The layout of the kitchen is virtually unchanged, with another original brick fireplace, also converted to gas, nestled in the corner. Although granite countertops were not in the budget and cabinets had only the doors replaced, Winchester splurged on recessed lighting and a Gothic-shaped chandelier found in the catalog Shades of Light. While visiting her parents in Kansas City, she found a super deal on a floor display commercial 48-inch gas/convection Heartland range from Canada at a Home Goods store. Open shelving with corbels beneath holds dishes, and decorative items hang next to the door to the laundry room that leads out to the garden.
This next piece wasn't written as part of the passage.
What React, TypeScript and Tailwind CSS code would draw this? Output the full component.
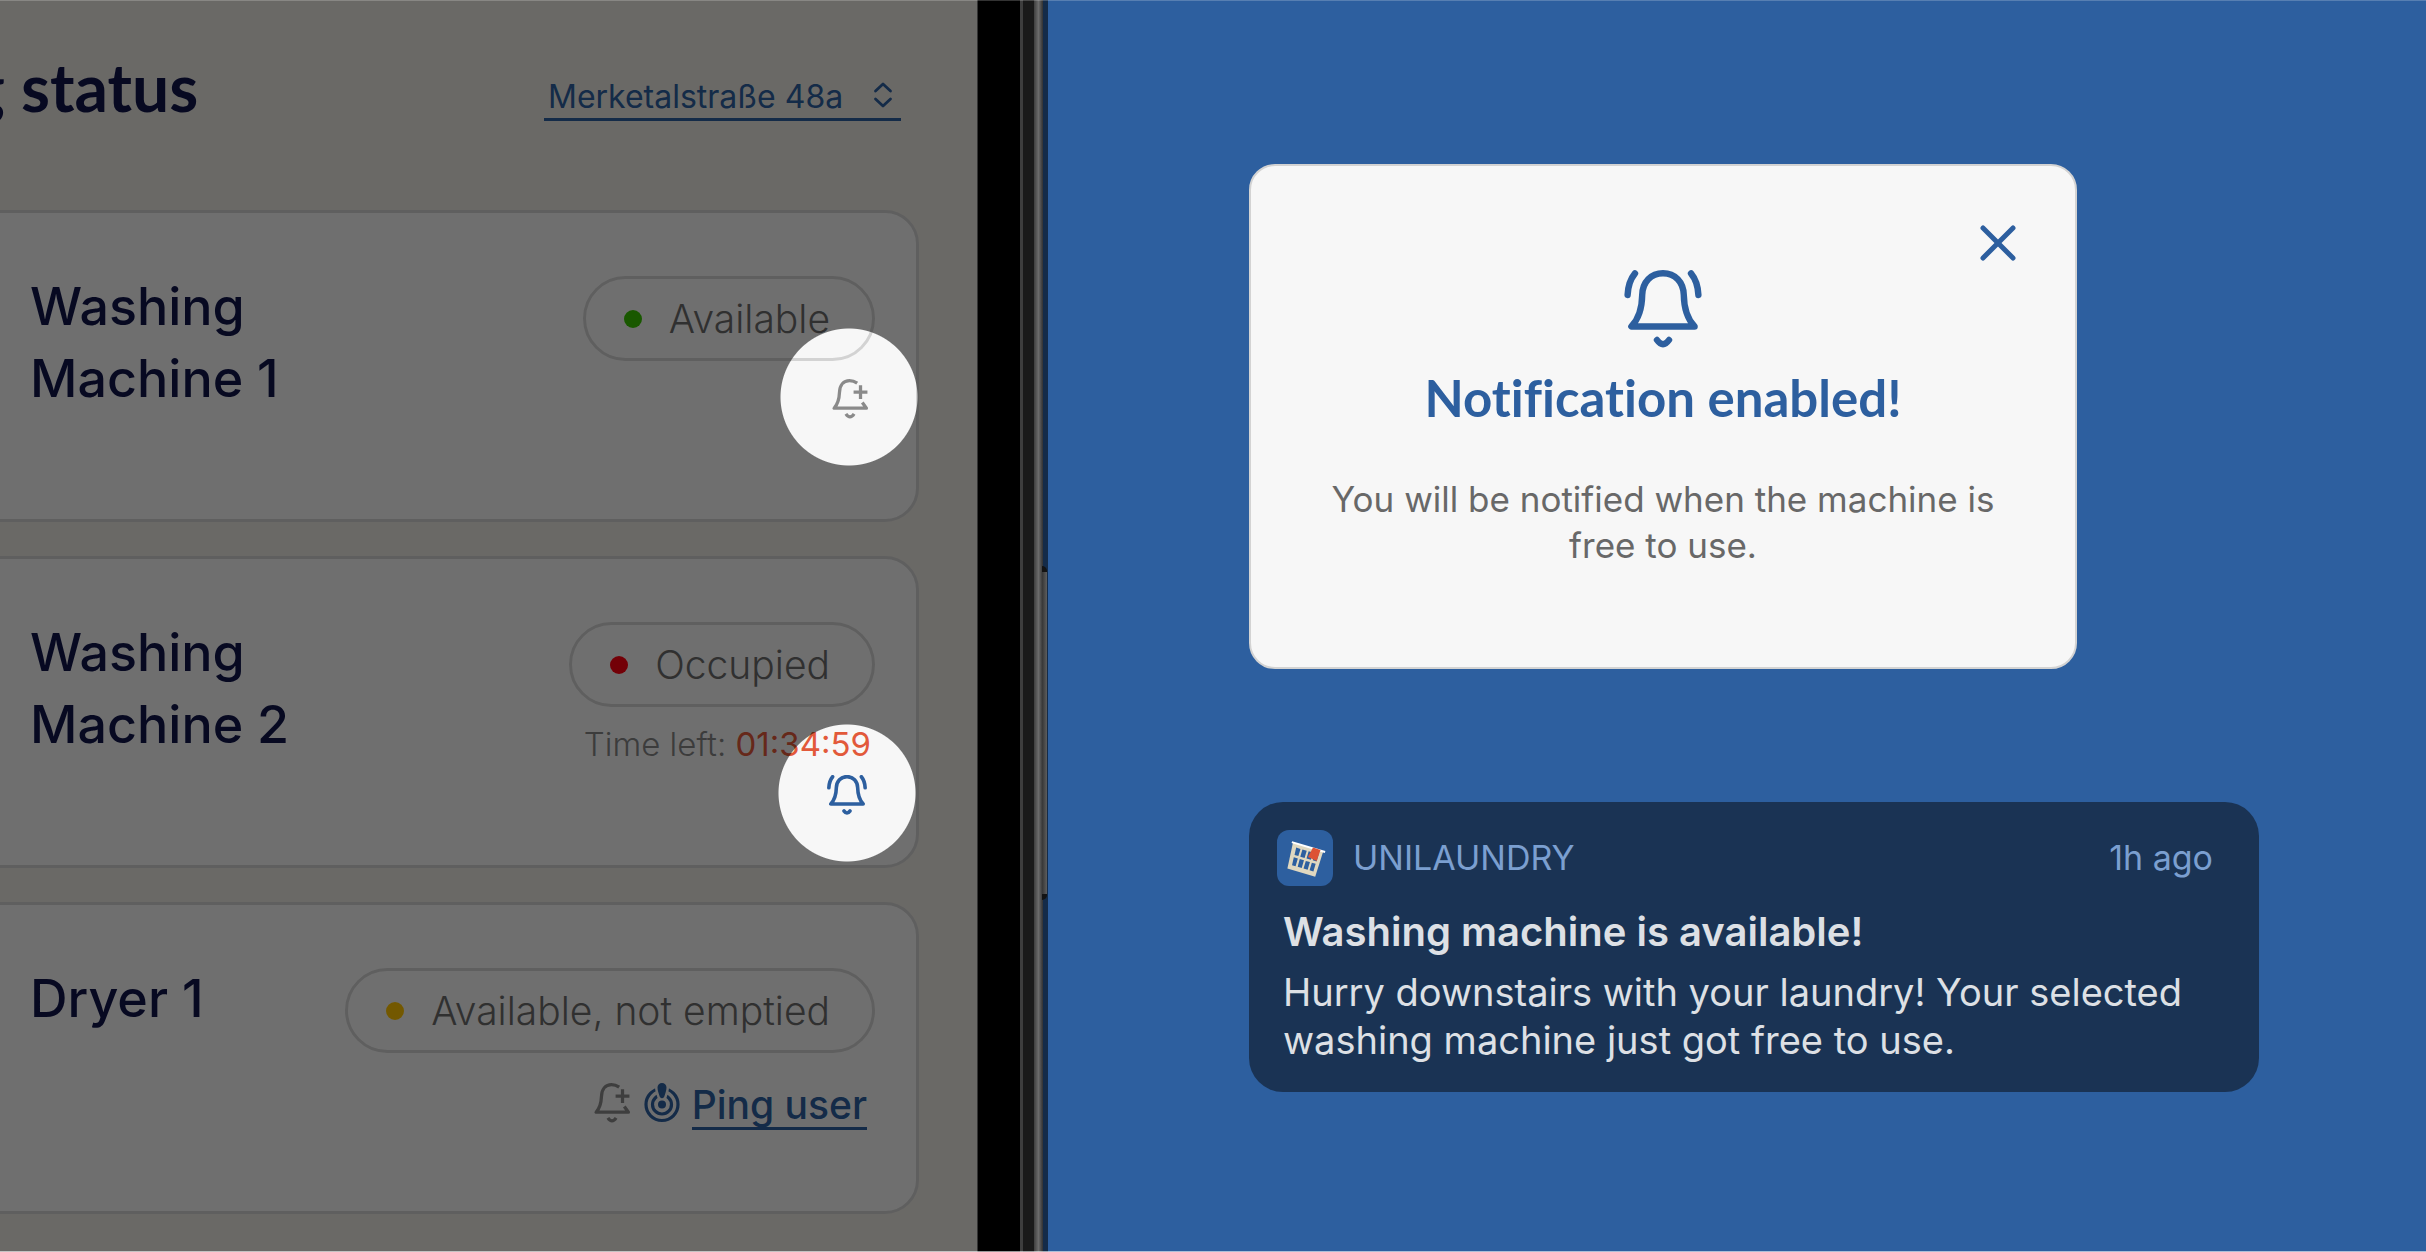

Just above the sink a Gothic window frame fits perfectly in front of the window covered in ivy on the outside. “I try to use things I love,” Winchester says. “I love pediments. Love birdcages. I love doing something unusual. I particularly favor Palladian windows and Gothic windows. Gothic windows are very difficult to find. I’ll pay a little more for a gothic window just because I love them. I’m fascinated with religious relics. I’ve always liked that shape. … It truly works as a focal point.”

In her upstairs master bedroom, which has a black-and-white theme, more personal photos and artwork of her children are displayed. “I miss my children horribly, so it comforts me to see them,” Winchester says. A four-poster bed, left by the previous owner, is graced by an unexpected sock monkey.

“This is my whimsical,” Winchester says. “I never had a sock monkey. I got it for Christmas, and I like having it on my bed. I think every room should have something whimsical. I think it is a reminder to myself not to take life so seriously.”